State Road 31: In 1920, when this road was originally created, it turned south to connect to the National Road west of Plainfield. It had followed the Rockville Road from Montezuma to Danville, then turned southeasterly to meet State Road 3. By 1923, the road was moved from what would later become part of what is now SR 39 to continuing on the Rockville Road into Marion County. State Road 31 would meet the National Road outside the city limits of Indianapolis at what is now the intersection of Holt Road and Washington Street. It would become US 36 before it was extended along the new section of what is now Rockville Road to the intersection at Eagle Creek with Washington Street.

State Road 37: One of two state road numbers that still served Indianapolis after the road numbers were changed in October 1926 (the other being State Road 31). The original State Road 37 left Marion County in a northeasterly direction on its way to Pendleton, Anderson and Muncie. Inside the city limits, the street name was Massachusetts Avenue. When it reached the city limits, the name of the road changed to Pendleton Pike. This still occurs today, with the name change at the old city limits at 38th Street. In October 1926, the number of this road would change to State Road 67.

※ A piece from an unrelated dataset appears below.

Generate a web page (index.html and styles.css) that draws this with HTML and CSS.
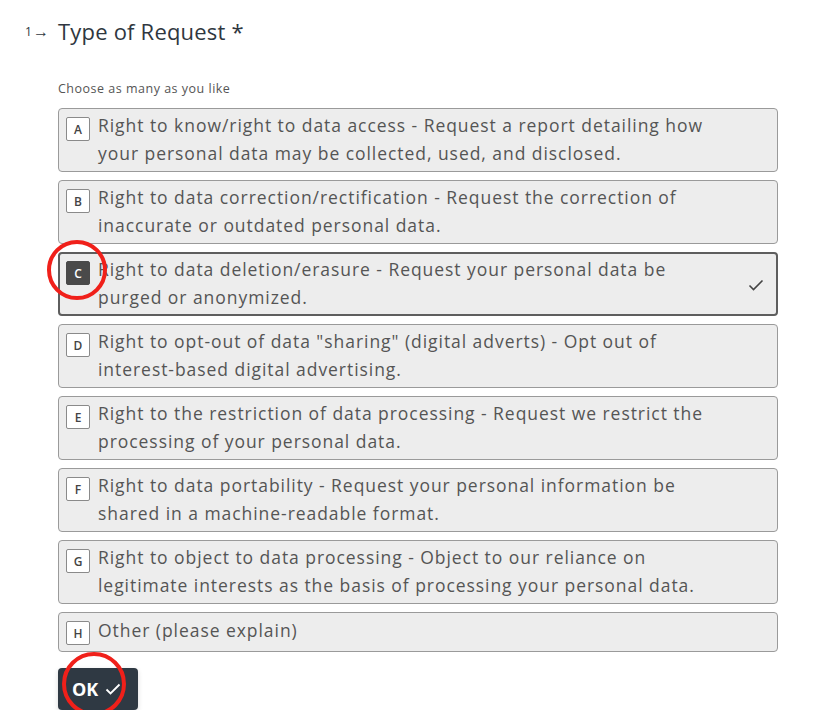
FILE: index.html
```html
<!DOCTYPE html>
<html>
<head>
<meta charset="utf-8">
<link rel="stylesheet" href="styles.css">
</head>
<body>
<div class="page">
  <div class="question">
    <div class="qnum">1<span class="arrow">&#x2192;</span></div>
    <h1 class="qtitle">Type of Request *</h1>
  </div>
  <div class="body">
    <p class="hint">Choose as many as you like</p>
    <div class="choices">
      <div class="choice"><span class="key">A</span><span class="label">Right to know/right to data access - Request a report detailing how your personal data may be collected, used, and disclosed.</span></div>
      <div class="choice"><span class="key">B</span><span class="label">Right to data correction/rectification - Request the correction of inaccurate or outdated personal data.</span></div>
      <div class="choice selected"><span class="key">C</span><span class="label">Right to data deletion/erasure - Request your personal data be purged or anonymized.</span>
        <svg class="tick" width="16" height="12" viewBox="0 0 16 12"><path d="M1.5 6.5 L5.5 10.5 L14.5 1.5" fill="none" stroke="#444" stroke-width="1.6"/></svg>
        <span class="ring ring-c"></span>
      </div>
      <div class="choice"><span class="key">D</span><span class="label">Right to opt-out of data "sharing" (digital adverts) - Opt out of interest-based digital advertising.</span></div>
      <div class="choice"><span class="key">E</span><span class="label">Right to the restriction of data processing - Request we restrict the processing of your personal data.</span></div>
      <div class="choice"><span class="key">F</span><span class="label">Right to data portability - Request your personal information be shared in a machine-readable format.</span></div>
      <div class="choice"><span class="key">G</span><span class="label">Right to object to data processing - Object to our reliance on legitimate interests as the basis of processing your personal data.</span></div>
      <div class="choice single"><span class="key">H</span><span class="label">Other (please explain)</span></div>
    </div>
    <div class="actions">
      <button class="ok">OK <svg width="16" height="12" viewBox="0 0 16 12"><path d="M1.5 6.5 L5.5 10.5 L14.5 1.5" fill="none" stroke="#fff" stroke-width="1.8"/></svg></button>
      <span class="ring ring-ok"></span>
    </div>
  </div>
</div>
</body>
</html>
```
FILE: styles.css
```css
* { box-sizing: border-box; }
html, body { margin: 0; padding: 0; background: #fff; }
body { font-family: "Open Sans", "Noto Sans", sans-serif; color: #4f4f4f; }
.page { padding: 15px 49px 0 0; width: 827px; }
.question { display: flex; align-items: center; height: 32px; }
.qnum { width: 58px; padding-left: 25px; font-size: 12px; color: #2f3740; display: flex; align-items: center; }
.arrow { font-size: 16px; margin-left: 1px; font-weight: 700; line-height: 12px; }
.qtitle { margin: 0; font-size: 22px; font-weight: 400; color: #2f3740; letter-spacing: 0.2px; }
.body { padding-left: 58px; }
.hint { margin: 34px 0 11px; font-size: 12.5px; letter-spacing: 0.5px; color: #555; line-height: 16px; }
.choices { display: flex; flex-direction: column; gap: 8px; width: 720px; }
.choice { position: relative; display: flex; align-items: flex-start; background: #ededed; border: 1px solid #9a9a9a; border-radius: 4px; padding: 2px 40px 4px 7px; min-height: 64px; }
.choice.single { min-height: 40px; padding-top: 3px; }
.choice.selected { border: 2px solid #5e5e5e; padding: 1px 90px 3px 6px; }
.key { flex: none; width: 24px; height: 24px; border: 1px solid #8a8a8a; background: #fff; border-radius: 2px; font-size: 12px; font-weight: 600; color: #444; letter-spacing: 0; display: flex; align-items: center; justify-content: center; margin-right: 8px; margin-top: 6px; }
.single .key { margin-top: 5px; }
.selected .key { background: #4a4a4a; border-color: #4a4a4a; color: #fff; }
.label { font-size: 17.5px; line-height: 28px; color: #555; letter-spacing: 0.95px; }
.tick { position: absolute; right: 12px; top: 25px; }
.ring { position: absolute; border: 4px solid #f0201a; border-radius: 50%; pointer-events: none; }
.ring-c { width: 60px; height: 60px; left: -13px; top: -14px; }
.actions { position: relative; margin-top: 16px; }
.ok { display: flex; align-items: center; gap: 7px; height: 42px; width: 80px; padding: 0 0 0 14px; background: #2f3943; color: #fff; border: none; border-radius: 4px; font-family: "Open Sans", sans-serif; font-weight: 700; font-size: 18px; box-shadow: 0 2px 5px rgba(0,0,0,0.15); }
.ring-ok { width: 64px; height: 64px; left: 4px; top: -16px; }
```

There were two other major state roads in Marion County, but they weren’t part of the state highway system until after the Great Renumbering. One was the Crawfordsville State Road, part of the original Dixie Highway, connecting Indianapolis to Crawfordsville via Speedway, Clermont, Brownsburg, and half a dozen other towns. It would be added to the state highway system by 1929 as State Road 34. The number would change later to US 136.

The other road was the original Fort Wayne State Road, also known as the Noblesville State Road, but even more commonly called the Allisonville Road. It would be added to the state highway system in 1932 as State Road 13. Less than a decade later, its number would be changed to the more familiar State Road 37.